Apple has bought a music analytics firm, Asaii, for under $100 million, Axios reported on Sunday.
Axios notes that the company’s co-founders now list Apple Music as their current employment on their LinkedIn profiles as of October 2018.
Apple declined to comment or confirm the Axios report. But even if it’s not a full purchase or there’s another caveat to the deal, the fact that Apple has hired the Asaii co-founders underscores the company’s plan for its music subscription service to overtake Spotify.
In short: Apple wants to have the power to predict popular songs and match them to its users through better data collection and analysis.
Last year, Apple bought Shazam, the music-identifying app. But it was unlikely that Apple wanted the company’s burgeoning advertising business — in fact, Apple shut down its ads last month. Instead, investors told Business Insider that it was likely that Apple wanted the company’s data, which could often serve as an early warning system for what songs are breaking out in a region.
People at record labels loved to use a Shazam dashboard to find trending songs and doing analytics. Now, that data is Apple’s.
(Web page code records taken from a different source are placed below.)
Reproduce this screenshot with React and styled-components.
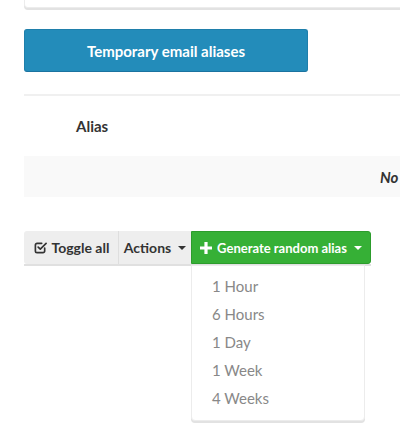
import React from "react";
import styled, { createGlobalStyle } from "styled-components";

const GlobalStyle = createGlobalStyle`
  body {
    margin: 0;
    padding: 0;
    background: #fff;
    font-family: Lato, "Open Sans", sans-serif;
    color: #333;
  }
`;

const Page = styled.div`
  box-sizing: border-box;
  width: 400px;
  min-height: 442px;
  padding-left: 24px;
  overflow-x: clip;
`;

const Wide = styled.div`
  width: 576px;
`;

const Card = styled.div`
  height: 7px;
  background: #fff;
  border: 1px solid #ececec;
  border-top: none;
  border-radius: 0 0 4px 4px;
  box-shadow: 0 2px 0 #e2e2e2;
`;

const PrimaryButton = styled.button`
  display: block;
  margin-top: 21px;
  width: 284px;
  height: 43px;
  background: #238cba;
  border: 1px solid #1f7fab;
  border-bottom-color: #1b73a0;
  border-radius: 3px;
  color: #fff;
  font-family: inherit;
  font-size: 15px;
  font-weight: 700;
  cursor: pointer;
`;

const Rule = styled.hr`
  margin: 22px 0 0;
  border: none;
  border-top: 2px solid #f0f0f0;
`;

const Table = styled.table`
  width: 100%;
  border-collapse: collapse;
`;

const Th = styled.th`
  height: 60px;
  padding: 0 0 0 ${(p) => p.$pad || 0}px;
  text-align: left;
  font-size: 15px;
  font-weight: 700;
  color: #333;
  vertical-align: middle;
`;

const EmptyRow = styled.tr`
  background: #f9f9f9;
`;

const EmptyCell = styled.td`
  height: 41px;
  padding: 0 0 0 356px;
  font-size: 15px;
  font-weight: 700;
  font-style: italic;
  color: #333;
  white-space: nowrap;
`;

const Toolbar = styled.div`
  position: relative;
  margin-top: 34px;
  display: flex;
  width: max-content;
  box-shadow: 0 2px 0 #e0e0e0;
`;

const GroupButton = styled.button`
  display: flex;
  align-items: center;
  gap: 5px;
  height: 33px;
  width: ${(p) => p.$w}px;
  padding: 0;
  justify-content: center;
  font-family: inherit;
  font-size: ${(p) => p.$size || 14}px;
  font-weight: 700;
  cursor: pointer;
  border: none;
  border-left: 1px solid ${(p) => (p.$first ? "transparent" : "#dedede")};
  background: #eee;
  color: #333;
  border-radius: ${(p) => (p.$first ? "3px 0 0 3px" : "0")};
`;

const GreenButton = styled(GroupButton)`
  background: #36b036;
  color: #fff;
  border: 1px solid #2c9c2c;
  border-radius: 0 3px 3px 0;
`;

const Caret = styled.span`
  display: inline-block;
  width: 0;
  height: 0;
  margin-left: 2px;
  border-left: 4px solid transparent;
  border-right: 4px solid transparent;
  border-top: 4px solid currentColor;
`;

const Menu = styled.ul`
  position: absolute;
  top: 34px;
  left: 167px;
  width: 172px;
  margin: 0;
  padding: 6px 0 8px;
  list-style: none;
  background: #fff;
  border: 1px solid #ececec;
  border-radius: 0 0 4px 4px;
  box-shadow: 0 2px 0 #e2e2e2;
  z-index: 2;
`;

const MenuItem = styled.li`
  height: 28px;
  line-height: 28px;
  padding-left: 20px;
  font-size: 15px;
  color: #888;
`;

const CheckIcon = () => (
  <svg width="13" height="13" viewBox="0 0 14 14" fill="none" stroke="#333" strokeWidth="1.8" strokeLinecap="round" strokeLinejoin="round">
    <path d="M11.5 7.5v3.2a1.8 1.8 0 0 1-1.8 1.8H3.3a1.8 1.8 0 0 1-1.8-1.8V4.3a1.8 1.8 0 0 1 1.8-1.8h5" />
    <path d="M4.5 6.5l2.3 2.3L13 2.6" />
  </svg>
);

const PlusIcon = () => (
  <svg width="12" height="12" viewBox="0 0 12 12">
    <path d="M4.4 0h3.2v4.4H12v3.2H7.6V12H4.4V7.6H0V4.4h4.4z" fill="#fff" />
  </svg>
);

const periods = ["1 Hour", "6 Hours", "1 Day", "1 Week", "4 Weeks"];

const App = () => (
  <Page>
    <GlobalStyle />
    <Wide>
      <Card />
      <PrimaryButton>Temporary email aliases</PrimaryButton>
      <Rule />
      <Table>
        <thead>
          <tr>
            <Th $pad={52}>Alias</Th>
          </tr>
        </thead>
        <tbody>
          <EmptyRow>
            <EmptyCell>No aliases found</EmptyCell>
          </EmptyRow>
        </tbody>
      </Table>
    </Wide>
    <Toolbar>
      <GroupButton $w={94} $first>
        <CheckIcon />
        Toggle all
      </GroupButton>
      <GroupButton $w={73}>
        Actions
        <Caret />
      </GroupButton>
      <GreenButton $w={180} $size={13}>
        <PlusIcon />
        Generate random alias
        <Caret />
      </GreenButton>
      <Menu>
        {periods.map((p) => (
          <MenuItem key={p}>{p}</MenuItem>
        ))}
      </Menu>
    </Toolbar>
  </Page>
);

export default App;
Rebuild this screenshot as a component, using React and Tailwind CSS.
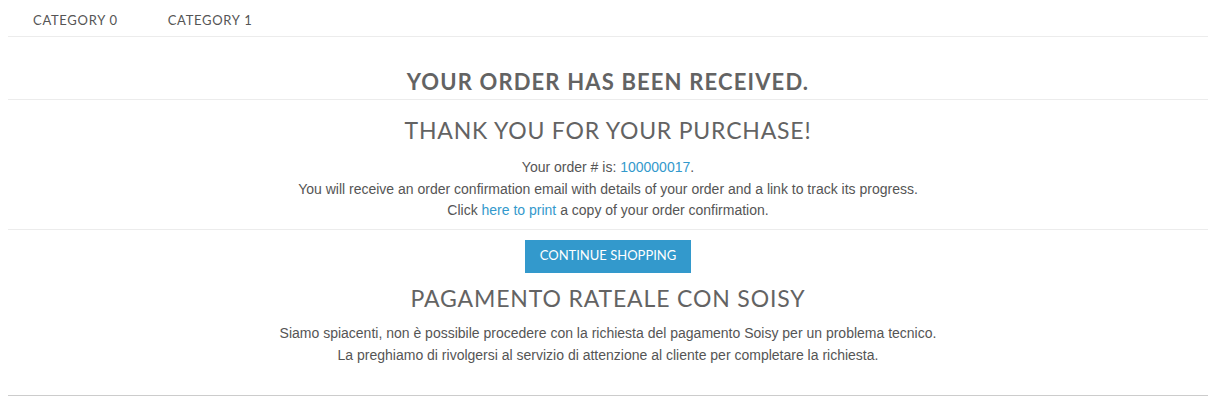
export default function App() {
  const heading = { fontFamily: "Lato, 'Open Sans', sans-serif" }
  return (
    <div className="min-h-screen bg-white px-[8px]" style={{ fontFamily: "'Liberation Sans', Arial, sans-serif" }}>
      <nav className="flex h-[37px] items-center border-b border-[#ececec] text-[13px] tracking-[0.7px] text-[#555]" style={heading}>
        <a className="px-[25px] pt-[6px]">CATEGORY 0</a>
        <a className="px-[25px] pt-[6px]">CATEGORY 1</a>
      </nav>

      <div className="border-b border-[#ececec] pt-[33px] pb-[5px] text-center">
        <h1 className="text-[22px] leading-[24px] font-bold tracking-[1.15px] text-[#636363]" style={heading}>
          YOUR ORDER HAS BEEN RECEIVED.
        </h1>
      </div>

      <div className="border-b border-[#ececec] pt-[16px] pb-[7px] text-center">
        <h2 className="text-[23px] leading-[28px] tracking-[0.8px] text-[#636363]" style={heading}>
          THANK YOU FOR YOUR PURCHASE!
        </h2>
        <div className="mt-[13px] text-[14px] leading-[21.5px] text-[#555]">
          <p>Your order # is: <a className="text-[#3399cc]">100000017</a>.</p>
          <p>You will receive an order confirmation email with details of your order and a link to track its progress.</p>
          <p>Click <a className="text-[#3399cc]">here to print</a> a copy of your order confirmation.</p>
        </div>
      </div>

      <div className="border-b border-[#cccccc] pt-[10px] pb-[29px] text-center">
        <button className="h-[33px] w-[166px] bg-[#3399cc] text-[13px] text-white" style={heading}>
          CONTINUE SHOPPING
        </button>
        <h2 className="mt-[11px] text-[23px] leading-[28px] tracking-[0.85px] text-[#636363]" style={heading}>
          PAGAMENTO RATEALE CON SOISY
        </h2>
        <div className="mt-[10px] text-[14px] leading-[22px] text-[#555]">
          <p>Siamo spiacenti, non è possibile procedere con la richiesta del pagamento Soisy per un problema tecnico.</p>
          <p>La preghiamo di rivolgersi al servizio di attenzione al cliente per completare la richiesta.</p>
        </div>
      </div>
    </div>
  )
}
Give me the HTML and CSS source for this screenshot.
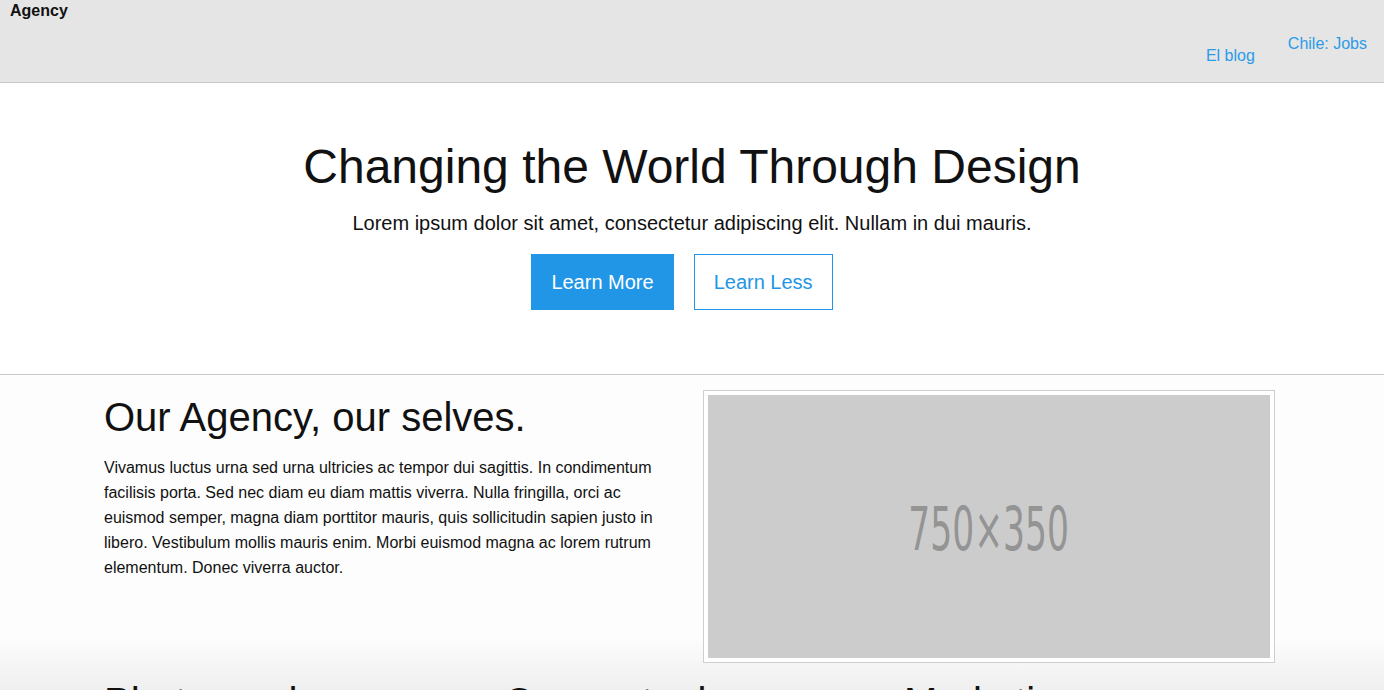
FILE: index.html
```html
<!DOCTYPE html>
<html lang="en">
<head>
<meta charset="utf-8">
<title>Agency</title>
<link rel="stylesheet" href="styles.css">
</head>
<body>
<header class="site-header">
  <div class="brand">Agency</div>
  <nav class="nav">
    <a class="nav-link nav-link-low" href="#">El blog</a>
    <a class="nav-link nav-link-high" href="#">Chile: Jobs</a>
  </nav>
</header>

<section class="hero">
  <h1 class="hero-title">Changing the World Through Design</h1>
  <p class="hero-lead">Lorem ipsum dolor sit amet, consectetur adipiscing elit. Nullam in dui mauris.</p>
  <div class="hero-actions">
    <a class="btn btn-solid" href="#">Learn More</a>
    <a class="btn btn-outline" href="#">Learn Less</a>
  </div>
</section>

<div class="lower">
  <section class="about container">
    <div class="about-text">
      <h2 class="section-title">Our Agency, our selves.</h2>
      <p class="about-copy">Vivamus luctus urna sed urna ultricies ac tempor dui sagittis. In condimentum facilisis porta. Sed nec diam eu diam mattis viverra. Nulla fringilla, orci ac euismod semper, magna diam porttitor mauris, quis sollicitudin sapien justo in libero. Vestibulum mollis mauris enim. Morbi euismod magna ac lorem rutrum elementum. Donec viverra auctor.</p>
    </div>
    <div class="thumb">
      <div class="thumb-inner"><span class="thumb-label">750×350</span></div>
    </div>
  </section>

  <section class="features container">
    <div class="feature"><h2 class="section-title">Photography</h2></div>
    <div class="feature"><h2 class="section-title">Conceptual</h2></div>
    <div class="feature"><h2 class="section-title">Marketing</h2></div>
  </section>
</div>
</body>
</html>
```

FILE: styles.css
```css
html, body {
  margin: 0;
  padding: 0;
}

body {
  font-family: "Liberation Sans", Arial, sans-serif;
  color: #111;
  background: #fff;
  overflow: hidden;
}

a {
  text-decoration: none;
}

.site-header {
  height: 82px;
  background: #e5e5e5;
  border-bottom: 1px solid #c8c8c8;
  display: flex;
  justify-content: space-between;
  align-items: flex-start;
  padding: 0 17px 0 10px;
}

.brand {
  font-weight: bold;
  font-size: 16px;
  line-height: 20px;
  margin-top: 1px;
}

.nav {
  display: flex;
  gap: 33px;
  align-items: flex-start;
}

.nav-link {
  color: #2b9be8;
  font-size: 16px;
  line-height: 20px;
}

.nav-link-low {
  margin-top: 46px;
}

.nav-link-high {
  margin-top: 34px;
}

.hero {
  text-align: center;
  padding: 56px 0 64px;
  border-bottom: 1px solid #c8c8c8;
}

.hero-title {
  margin: 0;
  font-weight: normal;
  font-size: 48px;
  line-height: 55px;
}

.hero-lead {
  margin: 17px 0 19px;
  font-size: 20px;
  line-height: 24px;
}

.hero-actions {
  display: flex;
  justify-content: center;
}

.btn {
  display: inline-block;
  font-size: 20px;
  line-height: 24px;
  padding: 16px 20px;
  box-sizing: border-box;
  height: 56px;
  margin-right: 20px;
}

.btn-solid {
  background: #2196e6;
  color: #fff;
}

.btn-outline {
  border: 1px solid #2196e6;
  color: #2196e6;
  padding: 15px 19px;
}

.lower {
  background: linear-gradient(to bottom, #fdfdfd 0, #fdfdfd 262px, #efefef 315px);
  height: 315px;
}

.container {
  width: 1171px;
  margin-left: 104px;
}

.about {
  display: grid;
  grid-template-columns: 570px 572px;
  column-gap: 29px;
  padding-top: 15px;
}

.section-title {
  margin: 0;
  font-weight: normal;
  font-size: 40px;
  line-height: 46px;
}

.about-text .section-title {
  margin-top: 4px;
}

.about-copy {
  margin: 15px 0 0;
  font-size: 16px;
  line-height: 25px;
}

.thumb {
  border: 1px solid #cfcfcf;
  padding: 4px;
  background: #fff;
}

.thumb-inner {
  height: 263px;
  background: #cccccc;
  display: flex;
  align-items: center;
  justify-content: center;
}

.thumb-label {
  display: inline-block;
  font-family: "DejaVu Sans Condensed", "DejaVu Sans", sans-serif;
  font-size: 60px;
  line-height: 60px;
  color: #949494;
  transform: scaleX(0.64);
  margin-top: 4px;
}

.features {
  display: grid;
  grid-template-columns: repeat(3, 370px);
  column-gap: 30px;
  padding-top: 16px;
}
```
The Asaii news underscores the fact that Apple is willing to pay for data and software that makes its predictive playlists better. Asaii’s website said that its goal was “to find the next Justin Bieber, before anyone else.”
Apple currently has 50 million subscribers, behind Spotify’s global 83 million paying users. One of Apple’s core philosophies centers around human curation: Apple Music has thousands of human-created playlists, as well as a radio station crewed by live DJs, including BBC veterans.
But Spotify’s buffet of computer-generated Daily Mix and Discover Weekly playlists are one of the service’s strongest features, and subscribers love them. Apple currently publishes three kinds of individually customized playlists, but it’s likely to want to create more, and that can help explain why it’s spending hundreds of millions on music data companies.